Once the shaft is complete, ZAC intends to ramp up operations at the 1.2-million-tonne resource, with targets from 180 000 t/y to 240 000 t/y of anthracite at steady-state production envisioned.

An estimated 120 jobs will be created through the shaft once it is fully operational and will incorporate current ZAC employees, says ZAC assistant GM Wiets Beukes.

ZAC was acquired from diversified miner Rio Tinto by private investment firm Menar in 2016.

ZAC has been operating three shafts since the mine’s acquisition, with the Mngeni shaft being the colliery’s fourth to start operations and representing a project set to explore other undeveloped, but known, resources in the future, he says.

The Mngeni shaft will exploit a high-seam resource of between 2.3 m and 2.6 m, thereby making mining easier. ZAC also mines its low-seam Outcrop shaft, where the mining method is more challenging to execute, owing to the confined spaces.

Beukes adds that the Mngeni shaft is intended to balance ZAC’s current production serving to offset the high cost of low-seam operations that have a depth of less than 1 m.

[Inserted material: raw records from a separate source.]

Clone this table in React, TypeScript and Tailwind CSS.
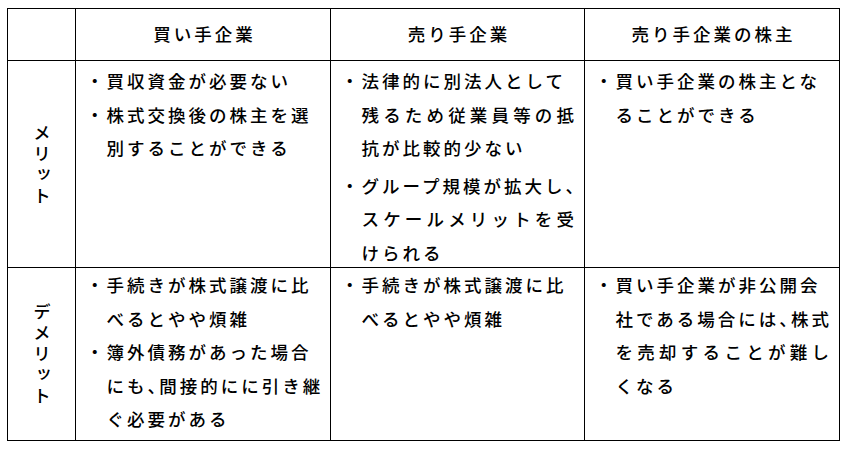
import React from "react";

type Line = { t: React.ReactNode; j?: boolean };
type Item = { lines: Line[]; gap?: boolean };

const Comma = () => <span className="[font-feature-settings:'halt']">、</span>;

function Cell({ items, top }: { items: Item[]; top: string }) {
  return (
    <div className={`border-r border-b border-black pl-[10px] pr-[7px] ${top}`}>
      {items.map((it, i) => (
        <div key={i} className={`flex ${it.gap ? "mt-[4px]" : ""}`}>
          <span className="w-[20.5px] shrink-0 leading-[33.5px]">・</span>
          <div className="min-w-0 flex-1">
            {it.lines.map((l, k) =>
              l.j ? (
                <div key={k} className="leading-[33.5px] text-justify [text-align-last:justify]">
                  {l.t}
                </div>
              ) : (
                <div key={k} className="whitespace-nowrap leading-[33.5px]">
                  {l.t}
                </div>
              )
            )}
          </div>
        </div>
      ))}
    </div>
  );
}

function Head({ text }: { text: string }) {
  return (
    <div className="flex items-center justify-center border-r border-b border-black pl-[3px]">
      {text}
    </div>
  );
}

function Label({ text }: { text: string }) {
  return (
    <div className="flex items-center justify-center border-r border-b border-black">
      <div className="[writing-mode:vertical-rl] [text-orientation:upright] tracking-[3.5px] leading-[24px] pt-[3.5px]">
        {text}
      </div>
    </div>
  );
}

export default function App() {
  return (
    <div className="min-h-screen bg-white pt-[8px] pl-[7px] text-black font-['Noto_Sans_CJK_JP',sans-serif] text-[17.5px] font-medium tracking-[3px]">
      <div className="grid w-[833px] grid-cols-[68px_255px_254px_255px] grid-rows-[52px_207px_173px] border-l border-t border-black">
        <div className="border-r border-b border-black" />
        <Head text="買い手企業" />
        <Head text="売り手企業" />
        <Head text="売り手企業の株主" />

        <Label text="メリット" />
        <Cell
          top="pt-[3px]"
          items={[
            { lines: [{ t: "買収資金が必要ない" }] },
            { lines: [{ t: "株式交換後の株主を選" }, { t: "別することができる" }] },
          ]}
        />
        <Cell
          top="pt-[3px]"
          items={[
            {
              lines: [
                { t: "法律的に別法人として" },
                { t: "残るため従業員等の抵", j: true },
                { t: "抗が比較的少ない" },
              ],
            },
            {
              gap: true,
              lines: [
                { t: "グループ規模が拡大し、" },
                { t: "スケールメリットを受", j: true },
                { t: "けられる" },
              ],
            },
          ]}
        />
        <Cell
          top="pt-[3px]"
          items={[{ lines: [{ t: "買い手企業の株主とな" }, { t: "ることができる" }] }]}
        />

        <Label text="デメリット" />
        <Cell
          top="pt-0"
          items={[
            { lines: [{ t: "手続きが株式譲渡に比" }, { t: "べるとやや煩雑" }] },
            {
              lines: [
                { t: "簿外債務があった場合" },
                {
                  t: (
                    <>
                      にも<Comma />間接的にに引き継
                    </>
                  ),
                },
                { t: "ぐ必要がある" },
              ],
            },
          ]}
        />
        <Cell
          top="pt-0"
          items={[{ lines: [{ t: "手続きが株式譲渡に比" }, { t: "べるとやや煩雑" }] }]}
        />
        <Cell
          top="pt-0"
          items={[
            {
              lines: [
                { t: "買い手企業が非公開会" },
                {
                  t: (
                    <>
                      社である場合には<Comma />株式
                    </>
                  ),
                },
                { t: "を売却することが難し", j: true },
                { t: "くなる" },
              ],
            },
          ]}
        />
      </div>
    </div>
  );
}
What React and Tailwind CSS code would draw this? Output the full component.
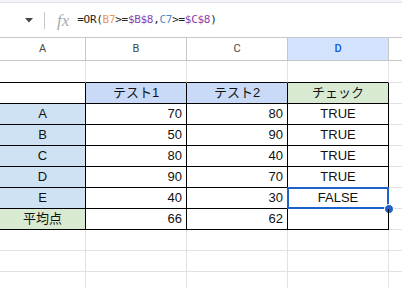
const cols = ['A', 'B', 'C', 'D'];

const rows = [
  { a: '', b: 'テスト1', c: 'テスト2', d: 'チェック', head: true },
  { a: 'A', b: '70', c: '80', d: 'TRUE' },
  { a: 'B', b: '50', c: '90', d: 'TRUE' },
  { a: 'C', b: '80', c: '40', d: 'TRUE' },
  { a: 'D', b: '90', c: '70', d: 'TRUE' },
  { a: 'E', b: '40', c: '30', d: 'FALSE', selected: true },
  { a: '平均点', b: '66', c: '62', d: '', avg: true },
];

const font = { fontFamily: '"Liberation Sans", Arial, "Noto Sans CJK JP", sans-serif' };

function FormulaBar() {
  return (
    <div className="h-[38px] border-b border-[#c7c7c7] bg-white flex flex-col">
      <div className="h-[3px] bg-[#f1f4f9] border-b border-[#e3e3e3]" />
      <div className="flex-1 flex items-center">
        <div className="w-[44px] flex justify-end pr-[11px]">
          <svg width="8" height="5" viewBox="0 0 8 5">
            <path d="M0 0h8L4 4.5z" fill="#444746" />
          </svg>
        </div>
        <div className="w-px h-[17px] bg-[#c4c7c5]" />
        <span
          className="ml-[12px] text-[17px] italic text-[#a8abad] leading-none"
          style={{ fontFamily: '"Liberation Serif", serif' }}
        >
          fx
        </span>
        <span
          className="ml-[8px] text-[11px] text-[#1f1f1f] tracking-[-0.3px]"
          style={{ fontFamily: '"DejaVu Sans Mono", monospace' }}
        >
          =OR(<span className="text-[#f09850]">B7</span>&gt;=<span className="text-[#8a3fb0]">$B$8</span>,
          <span className="text-[#4a8fc9]">C7</span>&gt;=<span className="text-[#8a3fb0]">$C$8</span>)
        </span>
      </div>
    </div>
  );
}

function ColumnHeaders() {
  return (
    <div className="flex h-[23px] border-b border-[#c7c7c7]" style={{ fontFamily: 'Roboto, sans-serif' }}>
      {cols.map((c, i) => (
        <div
          key={c}
          className={
            'h-full flex items-center justify-center text-[11px] border-r border-[#c7c7c7] ' +
            (i === 0 ? 'w-[86px] ' : 'w-[101px] ') +
            (c === 'D' ? 'bg-[#d3e3fd] text-[#0b57d0] font-medium' : 'bg-white text-[#444746]')
          }
        >
          {c}
        </div>
      ))}
      <div className="flex-1 bg-white" />
    </div>
  );
}

function EmptyRow({ h = 'h-[21px]', topOfTable = false }) {
  return (
    <div className={'flex ' + h}>
      {cols.map((c, i) => (
        <div
          key={c}
          className={
            'h-full border-r border-b border-r-[#e2e2e2] ' +
            (topOfTable ? 'border-b-black ' : 'border-b-[#e2e2e2] ') +
            (i === 0 ? 'w-[86px]' : 'w-[101px]')
          }
        />
      ))}
      <div className="flex-1 h-full border-b border-[#e2e2e2]" />
    </div>
  );
}

function DataRow({ row }) {
  const aBg = row.head ? 'bg-white' : row.avg ? 'bg-[#d9ead3]' : 'bg-[#cfe2f3]';
  const base = 'h-full border-r border-b border-black flex items-center text-[13px] text-[#111] ';
  return (
    <div className="flex h-[21px]" style={font}>
      <div className={base + 'w-[86px] justify-center ' + aBg}>{row.a}</div>
      <div className={base + 'w-[101px] ' + (row.head ? 'justify-center bg-[#c9daf8]' : 'justify-end pr-[4px]')}>
        {row.b}
      </div>
      <div className={base + 'w-[101px] ' + (row.head ? 'justify-center bg-[#c9daf8]' : 'justify-end pr-[4px]')}>
        {row.c}
      </div>
      <div className={base + 'w-[101px] justify-center relative ' + (row.head ? 'bg-[#d9ead3]' : '')}>
        {row.d}
        {row.selected && (
          <>
            <div className="absolute left-[-1px] top-[-1px] right-[-1px] bottom-[-1px] border-2 border-[#1f62c9]" />
            <div className="absolute right-[-6px] bottom-[-6px] w-[10px] h-[10px] rounded-full bg-[#1f62c9] border border-white" />
          </>
        )}
      </div>
      <div className="flex-1 h-full border-b border-[#e2e2e2]" />
    </div>
  );
}

export default function App() {
  return (
    <div className="w-[402px] h-[288px] overflow-hidden bg-white">
      <FormulaBar />
      <ColumnHeaders />
      <EmptyRow h="h-[22px]" topOfTable />
      {rows.map((r, i) => (
        <DataRow key={i} row={r} />
      ))}
      <EmptyRow />
      <EmptyRow />
      <EmptyRow />
    </div>
  );
}
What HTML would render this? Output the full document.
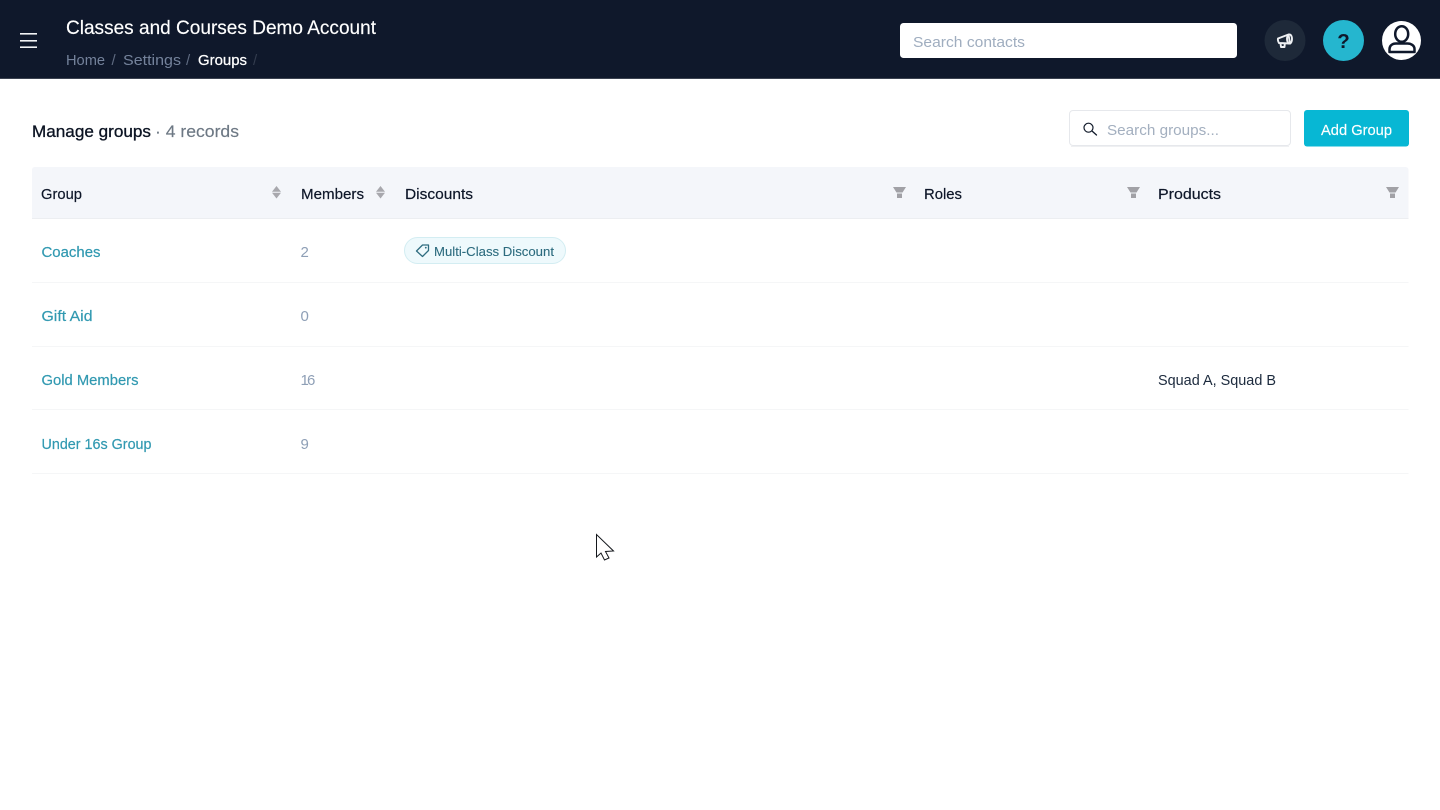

“The initial development of Mngeni will focus on establishing the crown pillar and accessing the proposed downcast shaft position; after this, Mngeni will develop into a standard mechanised drill-and-blast section to improve output.”

To date, Mngeni’s most notable milestones include rock excavation, erecting major infrastructure such as the workshops, and commissioning other critical infrastructure such as dirty water management systems, potable water systems and electricity supply.

ZAC has invested R137-million in the construction of the shaft, which includes the preparation of earthworks, the mining of the boxcut, major infrastructure and acquiring new underground production equipment.

Beukes highlights that remaining project milestones include accessing the reserves, and shaft and incline conveyor construction, as well as the drop raising of the vent shaft after the shaft pillar has been established.